Quando parla Gaber
- Autore: Guido Harari
- Genere: Arte, Teatro e Spettacolo
- Categoria: Saggistica
- Casa editrice: Chiarelettere
- Anno di pubblicazione: 2011
L’Italia e gli italiani secondo Giorgio Gaber. Trent’anni di pensieri, parole, provocazioni del "filosofo ignorante" raccolte in un volume di Guido Harari per Chiarelettere.
Per dirla in parole povere: Gaber non amava i giornalisti (“cannibali, necrofili, deamicisiani e astuti / e si direbbe proprio compiaciuti / Voi vi buttate sul disastro umano / col gusto della lacrima in primo piano", li apostrofa in "Io se fossi Dio”). Quello che ha avuto da dire – sull’uomo, sul mondo, e persino sui massimi sistemi – lo ha detto attraverso i monologhi e le strofe del teatro-canzone, lo ha cantato/recitato, cioè, sulla scena, in maniera lucidissima, anticonvenzionale, spiazzante, coraggiosa. “Quando parla Gaber” (Chiarelettere, 2011), sistematizzazione di pensieri e parole gaberiane curata da Guido Harari, è quindi il frutto di fonti disparate (non solo interviste a mezzo stampa ma anche estrapolazioni dagli spettacoli), utili a restituire il quadro a tutto tondo di un maitre à penser del nostro tempo. E non vi suoni come definizione impegnativa. Giusto qualche assaggio delle riflessioni controcorrente che troverete nel volume, a beneficio dei più diffidenti:
“Della famiglia mi spaventa la rappresentazione di una routine felice (…) La famiglia intesa come ripetizione di gesti, come quotidianità non vissuta ma subita, va combattuta. E’ la realtà dei detersivi, delle convenzioni totali, delle pantofole”.
E ancora:
“Il livello di coscienza è basso, bassissimo. Il mercato detta tempi, ritmi, cose (…) Non so più se la democrazia sia un’allegra forma di idiozia”.

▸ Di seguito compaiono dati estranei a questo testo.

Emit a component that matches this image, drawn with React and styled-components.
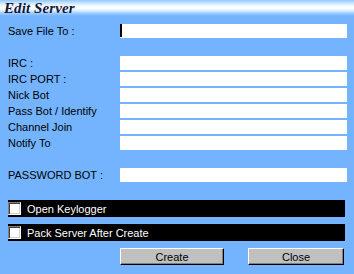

Basta come antipasto della vena caustica del Nostro? Della sua propedeutica disalienata, nonostante tutto? Del suo spessore speculativo, divergente & dirompente? In trent’anni e qualcosa di teatro-canzone Gaber ha illustrato come nessuno il declino – prima –, quindi il collasso della civiltà. Lo ha fatto in alternanza di toni e stile, lacrime e sorrisi, pietas e spirito di invettiva. Con l’ostinazione di un Diogene sempre e comunque alla ricerca di senso ontologico. Il sottotitolo del libro suona di per sé come dichiarazione di intenti: “Pensieri e provocazioni per l’Italia di oggi”,
recita. Mantenendo le promesse, alla faccia di crede ancora siano, in fondo, solo canzonette.